--- BEGIN Entries provided ---
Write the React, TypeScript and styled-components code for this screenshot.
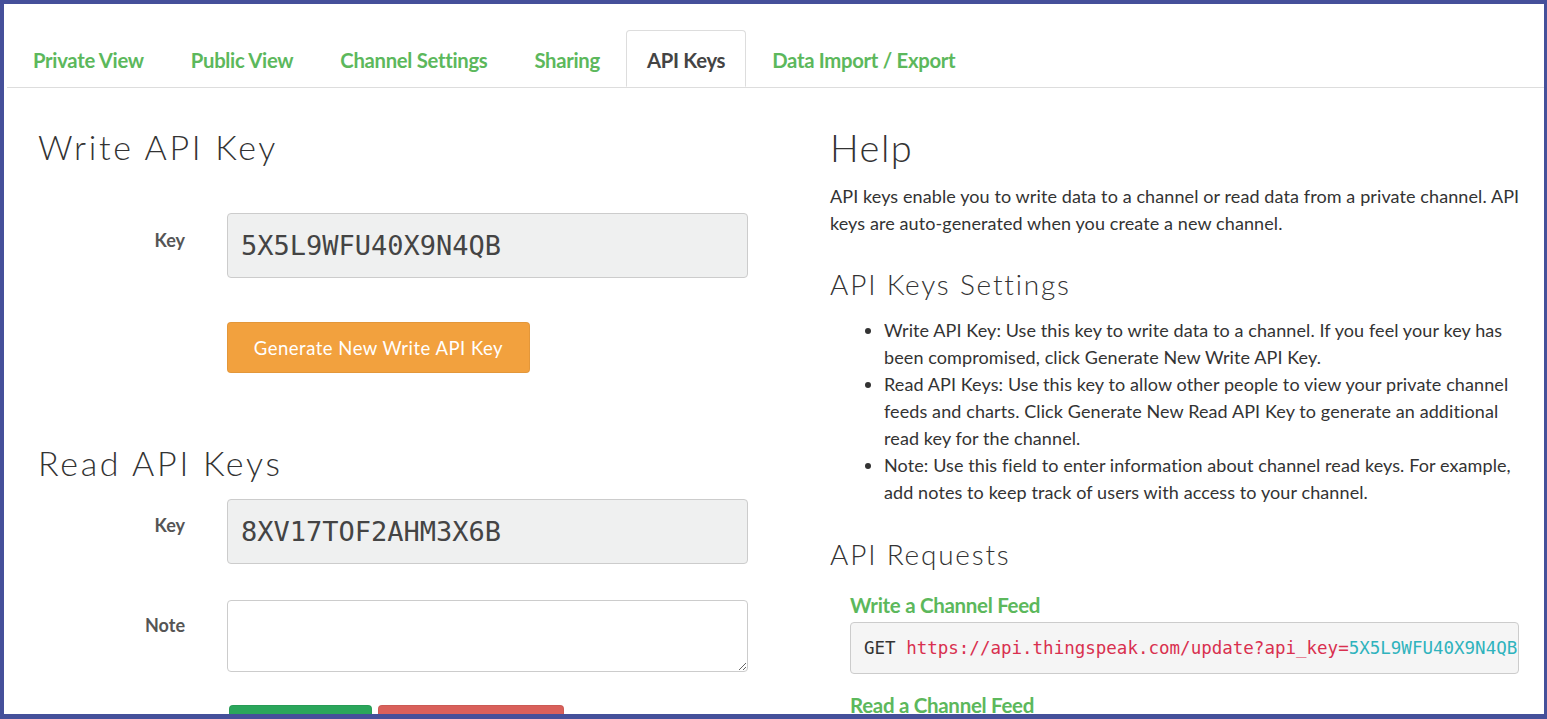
import React from "react";
import styled, { createGlobalStyle } from "styled-components";

const GlobalStyle = createGlobalStyle`
  html, body {
    margin: 0;
    padding: 0;
    background: #ffffff;
  }
  body {
    font-family: "Lato", "Liberation Sans", sans-serif;
    color: #333333;
  }
  * {
    box-sizing: border-box;
  }
`;

const Frame = styled.div`
  width: 1547px;
  height: 719px;
  border: 4px solid #45509a;
  border-right-width: 3px;
  border-bottom-width: 5px;
  background: #ffffff;
  overflow: hidden;
`;

const TabBar = styled.nav`
  display: flex;
  margin: 26px 0 0 3px;
  padding-left: 5px;
  border-bottom: 1px solid #dddddd;
`;

const Tab = styled.a<{ $active?: boolean }>`
  display: flex;
  align-items: center;
  height: 57px;
  padding: 3px 20px 0;
  margin-right: 5px;
  margin-bottom: ${(p) => (p.$active ? "-1px" : "0")};
  font-size: 20.3px;
  font-weight: 700;
  letter-spacing: -0.3px;
  color: ${(p) => (p.$active ? "#444444" : "#5cb85c")};
  background: ${(p) => (p.$active ? "#ffffff" : "transparent")};
  border: 1px solid ${(p) => (p.$active ? "#dddddd" : "transparent")};
  border-bottom-color: transparent;
  border-radius: 4px 4px 0 0;
  text-decoration: none;
  cursor: pointer;
`;

const Content = styled.main`
  display: grid;
  grid-template-columns: 710px 695px;
  column-gap: 82px;
  padding-left: 34px;
`;

const Column = styled.section`
  display: flex;
  flex-direction: column;
`;

const Heading = styled.h2<{ $top: number; $size?: number }>`
  margin: ${(p) => p.$top}px 0 0;
  font-size: ${(p) => p.$size ?? 34}px;
  line-height: 38px;
  font-weight: 300;
  letter-spacing: ${(p) => (p.$size ? 1.5 : 2.7)}px;
  color: #333333;
`;

const SubHeading = styled.h3<{ $top: number }>`
  margin: ${(p) => p.$top}px 0 0;
  font-size: 28px;
  line-height: 32px;
  font-weight: 300;
  letter-spacing: 1.8px;
  color: #333333;
`;

const FormRow = styled.div<{ $top: number }>`
  display: grid;
  grid-template-columns: 147px 521px;
  column-gap: 42px;
  margin-top: ${(p) => p.$top}px;
`;

const Label = styled.label<{ $pad: number }>`
  padding-top: ${(p) => p.$pad}px;
  text-align: right;
  font-size: 18px;
  line-height: 26px;
  font-weight: 700;
  color: #555555;
`;

const KeyField = styled.div`
  display: flex;
  align-items: center;
  height: 65px;
  padding-left: 13px;
  background: #eff0f0;
  border: 1px solid #cccccc;
  border-radius: 4px;
  font-family: "DejaVu Sans Mono", "Liberation Mono", monospace;
  font-size: 27px;
  color: #444444;
`;

const NoteArea = styled.textarea`
  display: block;
  width: 521px;
  height: 72px;
  padding: 8px 12px;
  border: 1px solid #cccccc;
  border-radius: 4px;
  font-family: "Lato", sans-serif;
  font-size: 17px;
`;

const ButtonRow = styled.div<{ $top: number; $left: number }>`
  display: flex;
  gap: 6px;
  margin: ${(p) => p.$top}px 0 0 ${(p) => p.$left}px;
`;

const Button = styled.button<{ $color: string; $width: number }>`
  width: ${(p) => p.$width}px;
  height: 51px;
  padding: 0;
  background: ${(p) => p.$color};
  border: 1px solid rgba(0, 0, 0, 0.06);
  border-radius: 4px;
  color: #ffffff;
  font-family: "Lato", sans-serif;
  font-size: 18.5px;
  font-weight: 400;
  letter-spacing: 0.5px;
  cursor: pointer;
`;

const Paragraph = styled.p`
  margin: 17px 0 0;
  font-size: 18px;
  line-height: 27px;
  letter-spacing: 0.1px;
  color: #333333;
`;

const HelpList = styled.ul`
  margin: 17px 0 0;
  padding-left: 54px;
  font-size: 18px;
  line-height: 27px;
  letter-spacing: 0.1px;
  color: #333333;
`;

const Request = styled.div`
  display: flex;
  flex-direction: column;
  padding-left: 20px;
`;

const RequestTitle = styled.h4<{ $top: number }>`
  margin: ${(p) => p.$top}px 0 0;
  font-size: 20.5px;
  line-height: 24px;
  font-weight: 700;
  letter-spacing: -0.3px;
  color: #5cb85c;
`;

const CodeBox = styled.pre`
  margin: 5px 0 0;
  width: 669px;
  height: 52px;
  padding: 0 0 0 13px;
  background: #f5f5f5;
  border: 1px solid #cccccc;
  border-radius: 4px;
  overflow: hidden;
  white-space: pre;
  font-family: "DejaVu Sans Mono", "Liberation Mono", monospace;
  font-size: 17.5px;
  line-height: 50px;
  color: #333333;
`;

const Url = styled.span`
  color: #d9304f;
`;

const KeyPart = styled.span`
  color: #2fb3bd;
`;

const tabs = [
  "Private View",
  "Public View",
  "Channel Settings",
  "Sharing",
  "API Keys",
  "Data Import / Export",
];

export default function App(): JSX.Element {
  return (
    <>
      <GlobalStyle />
      <Frame>
        <TabBar>
          {tabs.map((t) => (
            <Tab key={t} $active={t === "API Keys"}>
              {t}
            </Tab>
          ))}
        </TabBar>
        <Content>
          <Column>
            <Heading $top={40}>Write API Key</Heading>
            <FormRow $top={47}>
              <Label $pad={14}>Key</Label>
              <KeyField>5X5L9WFU40X9N4QB</KeyField>
            </FormRow>
            <ButtonRow $top={44} $left={189}>
              <Button $color="#f2a13e" $width={303}>
                Generate New Write API Key
              </Button>
            </ButtonRow>
            <Heading $top={71}>Read API Keys</Heading>
            <FormRow $top={17}>
              <Label $pad={13}>Key</Label>
              <KeyField>8XV17TOF2AHM3X6B</KeyField>
            </FormRow>
            <FormRow $top={36}>
              <Label $pad={12}>Note</Label>
              <NoteArea />
            </FormRow>
            <ButtonRow $top={33} $left={191}>
              <Button $color="#2aa65b" $width={143}>
                Save Note
              </Button>
              <Button $color="#d9605a" $width={186}>
                Delete API Key
              </Button>
            </ButtonRow>
          </Column>
          <Column>
            <Heading $top={40} $size={38}>
              Help
            </Heading>
            <Paragraph>
              API keys enable you to write data to a channel or read data from a
              private channel. API keys are auto-generated when you create a new
              channel.
            </Paragraph>
            <SubHeading $top={31}>API Keys Settings</SubHeading>
            <HelpList>
              <li>
                Write API Key: Use this key to write data to a channel. If you
                feel your key has been compromised, click Generate New Write API
                Key.
              </li>
              <li>
                Read API Keys: Use this key to allow other people to view your
                private channel feeds and charts. Click Generate New Read API Key
                to generate an additional read key for the channel.
              </li>
              <li>
                Note: Use this field to enter information about channel read
                keys. For example, add notes to keep track of users with access
                to your channel.
              </li>
            </HelpList>
            <SubHeading $top={32}>API Requests</SubHeading>
            <Request>
              <RequestTitle $top={23}>Write a Channel Feed</RequestTitle>
              <CodeBox>
                {"GET "}
                <Url>https://api.thingspeak.com/update?api_key=</Url>
                <KeyPart>5X5L9WFU40X9N4QB</KeyPart>
              </CodeBox>
              <RequestTitle $top={19}>Read a Channel Feed</RequestTitle>
            </Request>
          </Column>
        </Content>
      </Frame>
    </>
  );
}
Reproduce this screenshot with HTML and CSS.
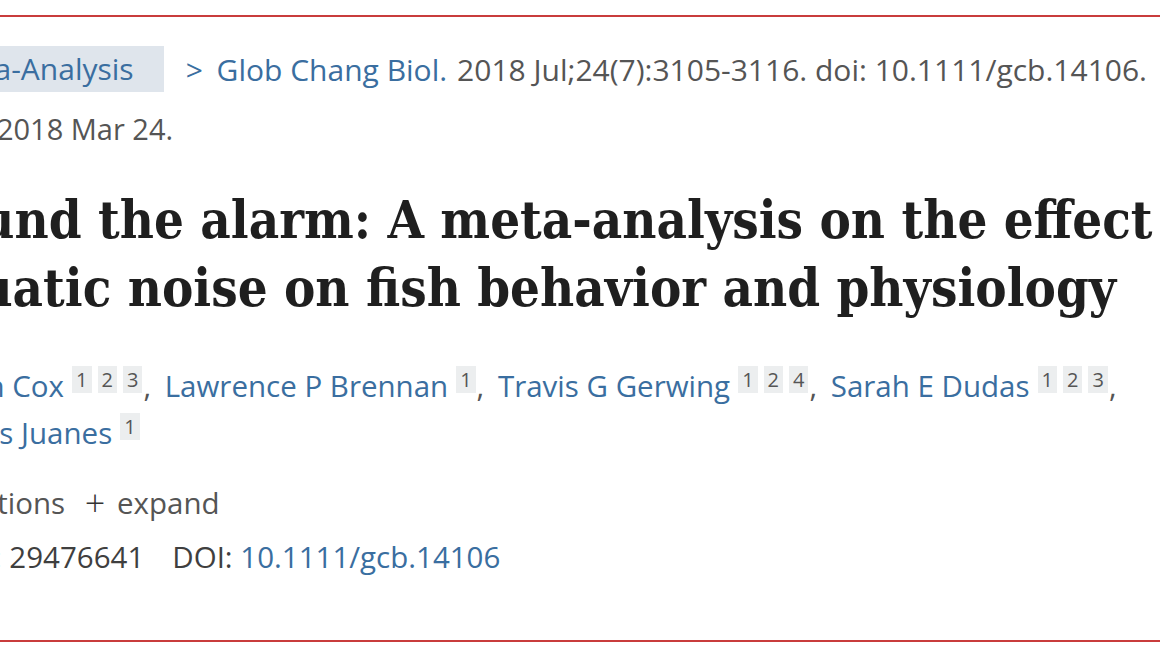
FILE: index.html
```html
<!DOCTYPE html>
<html>
<head>
<meta charset="utf-8">
<link rel="stylesheet" href="styles.css">
</head>
<body>
<div class="frame">
  <div class="article">
    <div class="cite-row">
      <span class="pub-type">Meta-Analysis</span>
      <span class="journal"><span class="chev">&gt;</span> Glob Chang Biol.</span>
      <span class="cit">2018 Jul;24(7):3105-3116. doi: 10.1111/gcb.14106.</span>
    </div>
    <div class="epub">Epub 2018 Mar 24.</div>
    <h1 class="title">Sound the alarm: A meta-analysis on the effect of aquatic noise on fish behavior and physiology</h1>
    <div class="authors">
      <span class="author"><a>Kieran Cox</a><span class="sups"><sup>1</sup><sup>2</sup><sup>3</sup></span><span class="comma">,</span></span>
      <span class="author"><a>Lawrence P Brennan</a><span class="sups"><sup>1</sup></span><span class="comma">,</span></span>
      <span class="author"><a>Travis G Gerwing</a><span class="sups"><sup>1</sup><sup>2</sup><sup>4</sup></span><span class="comma">,</span></span>
      <span class="author"><a>Sarah E Dudas</a><span class="sups"><sup>1</sup><sup>2</sup><sup>3</sup></span><span class="comma">,</span></span>
      <span class="author"><a>Francis Juanes</a><span class="sups"><sup>1</sup></span></span>
    </div>
    <div class="affil">Affiliations <span class="expand"><span class="plus">+</span> expand</span></div>
    <div class="ids"><span class="pmid">PMID: 29476641</span><span class="doi">DOI: <a>10.1111/gcb.14106</a></span></div>
  </div>
</div>
</body>
</html>
```
FILE: styles.css
```css
html, body {
  margin: 0;
  padding: 0;
  background: #ffffff;
}
body {
  width: 1160px;
  height: 665px;
  overflow: hidden;
  padding-top: 15px;
  box-sizing: border-box;
}
.frame {
  border-top: 2px solid #c93c3c;
  border-bottom: 2px solid #c93c3c;
  height: 627px;
  box-sizing: border-box;
  overflow: hidden;
}
.article {
  margin-left: -80px;
  width: 1320px;
  font-family: "Open Sans", "Noto Sans", sans-serif;
  font-size: 29.5px;
  color: #555555;
  padding-top: 29px;
}
.cite-row {
  display: flex;
  align-items: center;
  white-space: nowrap;
  height: 46px;
  font-size: 30px;
}
.pub-type {
  background: #dfe5ec;
  color: #3a6ea0;
  padding: 0 30px 0 20px;
  height: 46px;
  line-height: 46px;
  margin-right: 22px;
}
.journal {
  color: #3a6ea0;
  margin-right: 10px;
}
.chev {
  margin-right: 6px;
}
.cit {
  color: #555555;
}
.epub {
  margin-top: 19px;
  line-height: 36px;
  font-size: 29px;
}
.title {
  font-family: "DejaVu Serif", serif;
  font-weight: 700;
  font-stretch: condensed;
  font-size: 52.3px;
  line-height: 68px;
  color: #1f1f1f;
  margin: 39px 0 0 -5px;
  width: 1420px;
}
.authors {
  margin: 40px 0 0 -4px;
  line-height: 47px;
  width: 1270px;
  color: #3a6ea0;
}
.author a {
  color: #3a6ea0;
}
.sups {
  margin-left: 8px;
}
.sups sup {
  display: inline-block;
  background: #eceeef;
  color: #555;
  font-size: 20px;
  line-height: 27px;
  padding: 0 4px;
  margin-right: 6px;
  vertical-align: 10px;
}
.comma {
  color: #555;
  margin-right: 6px;
  margin-left: -5px;
}
.affil {
  margin-top: 27px;
  line-height: 40px;
}
.expand {
  margin-left: 12px;
}
.plus {
  color: #333;
  font-size: 36px;
  line-height: 30px;
  font-weight: 300;
  margin-right: 4px;
  vertical-align: -2px;
}
.ids {
  margin-top: 14px;
  line-height: 40px;
  color: #3f3f3f;
}
.pmid {
  margin-right: 28px;
}
.doi a {
  color: #3a6ea0;
}
```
--- END Entries provided ---
» Your objective:
Using the listing above, show each line holding the string "with".

» Task solution:
                keys. For example, add notes to keep track of users with access
Reproduce this screenshot with HTML and CSS.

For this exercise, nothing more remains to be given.